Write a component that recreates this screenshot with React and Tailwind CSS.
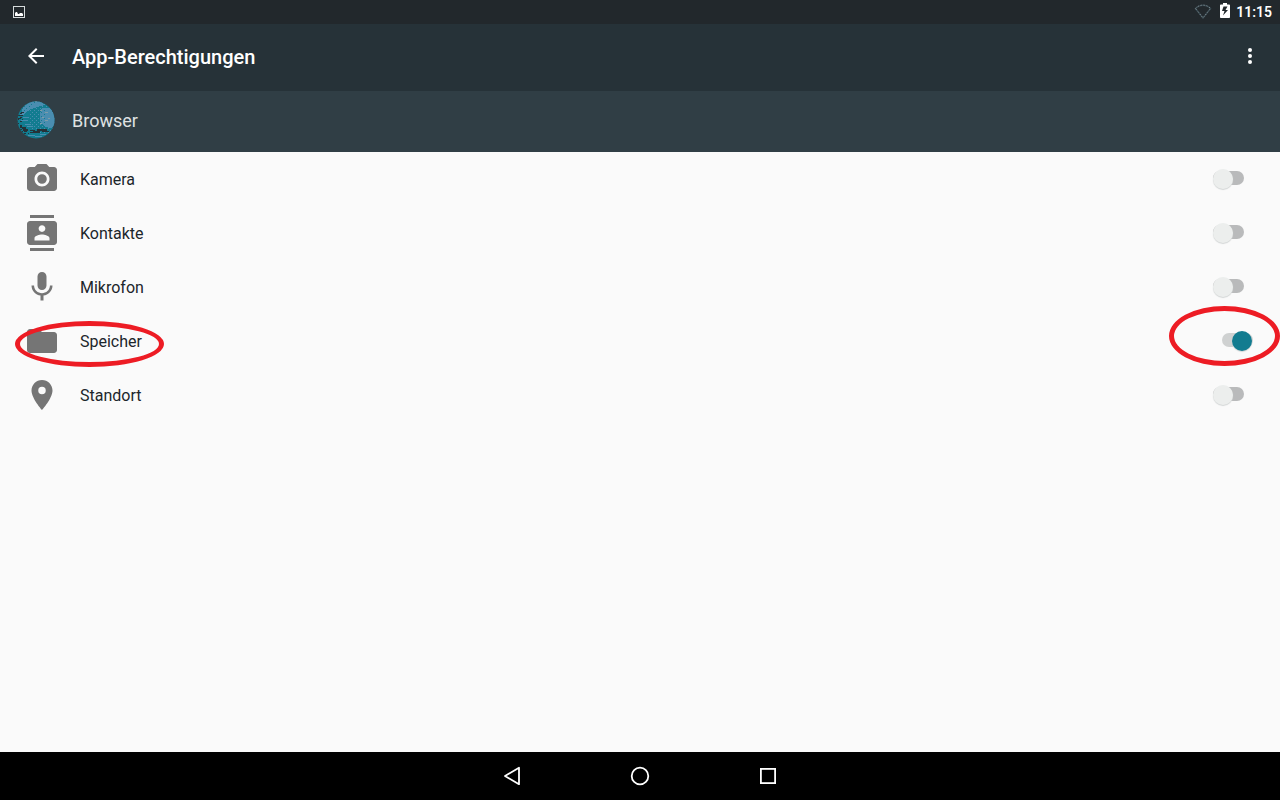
import React, { useState } from "react";

const permissions = [
  {
    id: "camera",
    label: "Kamera",
    path: "M12 8.8a3.2 3.2 0 1 0 0 6.4 3.2 3.2 0 0 0 0-6.4zM9 2L7.17 4H4c-1.1 0-2 .9-2 2v12c0 1.1.9 2 2 2h16c1.1 0 2-.9 2-2V6c0-1.1-.9-2-2-2h-3.17L15 2H9zm3 15c-2.76 0-5-2.24-5-5s2.24-5 5-5 5 2.24 5 5-2.24 5-5 5z",
  },
  {
    id: "contacts",
    label: "Kontakte",
    path: "M20 0H4v2h16V0zM4 24h16v-2H4v2zM20 4H4c-1.1 0-2 .9-2 2v12c0 1.1.9 2 2 2h16c1.1 0 2-.9 2-2V6c0-1.1-.9-2-2-2zm-8 2.75c1.24 0 2.25 1.01 2.25 2.25s-1.01 2.25-2.25 2.25S9.75 10.24 9.75 9 10.76 6.75 12 6.75zM17 17H7v-1.5c0-1.67 3.33-2.5 5-2.5s5 .83 5 2.5V17z",
  },
  {
    id: "microphone",
    label: "Mikrofon",
    path: "M12 14c1.66 0 2.99-1.34 2.99-3L15 5c0-1.66-1.34-3-3-3S9 3.34 9 5v6c0 1.66 1.34 3 3 3zm5.3-3c0 3-2.54 5.1-5.3 5.1S6.7 14 6.7 11H5c0 3.41 2.72 6.23 6 6.72V21h2v-3.28c3.28-.48 6-3.3 6-6.72h-1.7z",
  },
  {
    id: "storage",
    label: "Speicher",
    marked: true,
    path: "M10 4H4c-1.1 0-1.99.9-1.99 2L2 18c0 1.1.9 2 2 2h16c1.1 0 2-.9 2-2V8c0-1.1-.9-2-2-2h-8l-2-2z",
  },
  {
    id: "location",
    label: "Standort",
    path: "M12 2C8.13 2 5 5.13 5 9c0 5.25 7 13 7 13s7-7.75 7-13c0-3.87-3.13-7-7-7zm0 9.5a2.5 2.5 0 0 1 0-5 2.5 2.5 0 0 1 0 5z",
  },
];

function StatusBar() {
  return (
    <div className="flex h-6 items-center justify-between bg-[#22282c] pr-2 pl-3 text-white">
      <svg width="14" height="14" viewBox="0 0 14 14" fill="none">
        <rect x="1.5" y="1.5" width="11" height="11" stroke="#d5dadb" />
        <path d="M3 11V8l1-1h1l1 2h1l1-1h2l1 1v2z" fill="#fff" />
      </svg>
      <div className="flex items-center">
        <svg width="18" height="16" viewBox="0 0 18 16" fill="none">
          <path
            d="M1.500 4.500C5.500 0 12.500 0 16.500 4.500L9 14z"
            stroke="#37474f"
            strokeWidth="1.500"
          />
          <path
            d="M1.500 4.500C5.500 0 12.500 0 16.500 4.500L9 14z"
            stroke="#8b979b"
            strokeDasharray="1 2"
          />
        </svg>
        <svg className="mr-1.5 ml-2" width="10" height="18" viewBox="0 0 10 18">
          <path
            d="M3 0h4v1.500h2.200c.4 0 .8.4.8.8v12c0 .4-.4.8-.8.8H.8c-.4 0-.8-.4-.8-.8v-12c0-.4.400-.8.8-.8H3z"
            fill="#fff"
          />
          <path d="M7.500 3.500H3.500L2 8h2.500L3 12.500 8 7H5.500z" fill="#22282c" />
        </svg>
        <span className="text-sm font-semibold">11:15</span>
      </div>
    </div>
  );
}

function GlobeIcon() {
  return (
    <svg width="40" height="40" viewBox="0 0 40 40" shapeRendering="crispEdges">
      <defs>
        <clipPath id="globe">
          <circle cx="20" cy="20" r="18.500" />
        </clipPath>
        <pattern id="blueDots" width="4" height="4" patternUnits="userSpaceOnUse">
          <path d="M0 0h1v1H0zM2 2h1v1H2z" fill="#4a8db0" />
        </pattern>
        <pattern id="tealDots" width="5" height="4" patternUnits="userSpaceOnUse">
          <path d="M0 0h1v1H0zM3 2h1v1H3z" fill="#127c90" />
        </pattern>
        <pattern id="darkDots" width="4" height="4" patternUnits="userSpaceOnUse">
          <path d="M0 1h2v1H0zM2 3h1v1H2z" fill="#263238" />
        </pattern>
      </defs>
      <g clipPath="url(#globe)">
        <path fill="#127c90" d="M0 0h40v40H0z" />
        <path fill="url(#blueDots)" d="M14 4h26v30H14z" />
        <path fill="#4a8db0" d="M9 4l7-3h8l5 4-7 2-5 1-5 3-5 4H4zM26 8h8l5 7v10l-4 3-6-1-5-5v-8z" />
        <path fill="url(#tealDots)" d="M5 2h14l-6 9H3zM22 6h8v20h-8z" />
        <path fill="url(#darkDots)" d="M1 12h5l2 6-2 5 3 8 5 2-5 2-8-5z" />
        <path
          fill="#263238"
          d="M5 12h3v1H5zM3 15h4v1H3zM2 18h3v1H2zM4 25h2v3H4zM6 27h4v2H6zM7 29h5v2H7zM8 31h3v1H8zM14 30h5v1h-5zM17 31h7v2h-7zM21 29h10v2H21zM26 31h7v1h-7zM14 32h5v1h-5z"
        />
        <path
          fill="#4a8db0"
          d="M7 17h6v1H7zM5 20h7v1H5zM9 24h6v1H9zM11 26h6v1h-6zM12 35h7v1h-7zM19 36h7v1h-7zM24 34h6v1h-6z"
        />
        <path
          fill="#7e9ca8"
          d="M24 10h2v1h-2zM29 12h3v1h-3zM26 17h2v1h-2zM32 18h2v1h-2zM29 20h3v1h-3zM24 23h2v1h-2zM14 1h2v1h-2zM19 1h2v1h-2z"
        />
      </g>
    </svg>
  );
}

function AppBar() {
  return (
    <header className="flex h-[66px] items-center justify-between bg-[#263238] pr-[18px] pb-0.5 pl-6 text-white">
      <div className="flex items-center gap-6">
        <button type="button" aria-label="Zurück">
          <svg width="24" height="24" viewBox="0 0 24 24" fill="currentColor">
            <path d="M20 11H7.830l5.590-5.590L12 4l-8 8 8 8 1.410-1.410L7.830 13H20v-2z" />
          </svg>
        </button>
        <h1 className="pt-0.5 text-xl font-medium">App-Berechtigungen</h1>
      </div>
      <button type="button" aria-label="Weitere Optionen">
        <svg width="24" height="24" viewBox="0 0 24 24" fill="currentColor">
          <circle cx="12" cy="6" r="2" />
          <circle cx="12" cy="12" r="2" />
          <circle cx="12" cy="18" r="2" />
        </svg>
      </button>
    </header>
  );
}

function PermissionRow({ item, checked, onToggle }) {
  return (
    <li className="relative">
      <label
        htmlFor={item.id}
        className="flex h-[54px] items-center gap-5 pr-[27px] pl-6"
      >
        <svg width="36" height="36" viewBox="0 0 24 24" fill="#757575">
          <path d={item.path} />
        </svg>
        <span className="flex-1 pt-0.5 text-base text-[#1c262b]">{item.label}</span>
        <input
          id={item.id}
          type="checkbox"
          checked={checked}
          onChange={onToggle}
          className="relative h-5 w-10 appearance-none before:absolute before:top-0.5 before:left-0 before:h-3.5 before:w-[31px] before:rounded-full before:bg-[#b9babb] after:absolute after:top-0 after:left-0 after:size-5 after:rounded-full after:bg-[#eceeed] after:shadow-[0_1px_1px_#d3d6d6] checked:before:left-[9px] checked:before:bg-[#cfd1d1] checked:after:left-[19px] checked:after:bg-[#127c90]"
        />
      </label>
      {/* red rings around the highlighted entry */}
      {item.marked && (
        <>
          <div className="pointer-events-none absolute top-[7px] left-[15px] h-[46px] w-[149px] rounded-[50%] border-5 border-[#ed1c24]" />
          <div className="pointer-events-none absolute -top-2 right-0 h-[60px] w-[111px] rounded-[50%] border-5 border-[#ed1c24]" />
        </>
      )}
    </li>
  );
}

function NavigationBar() {
  return (
    <nav className="flex h-12 justify-center bg-black text-white">
      <button type="button" aria-label="Zurück" className="flex w-32 items-center justify-center">
        <svg width="24" height="24" viewBox="0 0 24 24" fill="none" stroke="currentColor" strokeWidth="1.800">
          <path d="M19 3.800v16.400L5 12z" strokeLinejoin="round" />
        </svg>
      </button>
      <button type="button" aria-label="Startseite" className="flex w-32 items-center justify-center">
        <svg width="24" height="24" viewBox="0 0 24 24" fill="none" stroke="currentColor" strokeWidth="1.800">
          <circle cx="12" cy="12" r="8.300" />
        </svg>
      </button>
      <button type="button" aria-label="Übersicht" className="flex w-32 items-center justify-center">
        <svg width="24" height="24" viewBox="0 0 24 24" fill="none" stroke="currentColor" strokeWidth="1.800">
          <rect x="4.900" y="4.900" width="14.200" height="14.200" />
        </svg>
      </button>
    </nav>
  );
}

function App() {
  const [granted, setGranted] = useState({ storage: true });

  const toggle = (id) => {
    setGranted((prev) => ({ ...prev, [id]: !prev[id] }));
  };

  return (
    <div className="flex min-h-screen flex-col overflow-x-hidden bg-[#fafafa] font-['Roboto',sans-serif]">
      <StatusBar />
      <AppBar />
      <div className="flex h-[62px] items-center gap-4 border-t border-[#263238] bg-[#303e45] px-4 pb-1">
        <GlobeIcon />
        <h2 className="pt-0.5 text-lg text-[#dfe2e3]">Browser</h2>
      </div>
      <main className="flex-1">
        <ul>
          {permissions.map((item) => (
            <PermissionRow
              key={item.id}
              item={item}
              checked={!!granted[item.id]}
              onToggle={() => toggle(item.id)}
            />
          ))}
        </ul>
      </main>
      <NavigationBar />
    </div>
  );
}

export default App;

▸ What needs to be done: Give only a number: how many lines of the data hold the string "React"?

▸ Result of the task: 2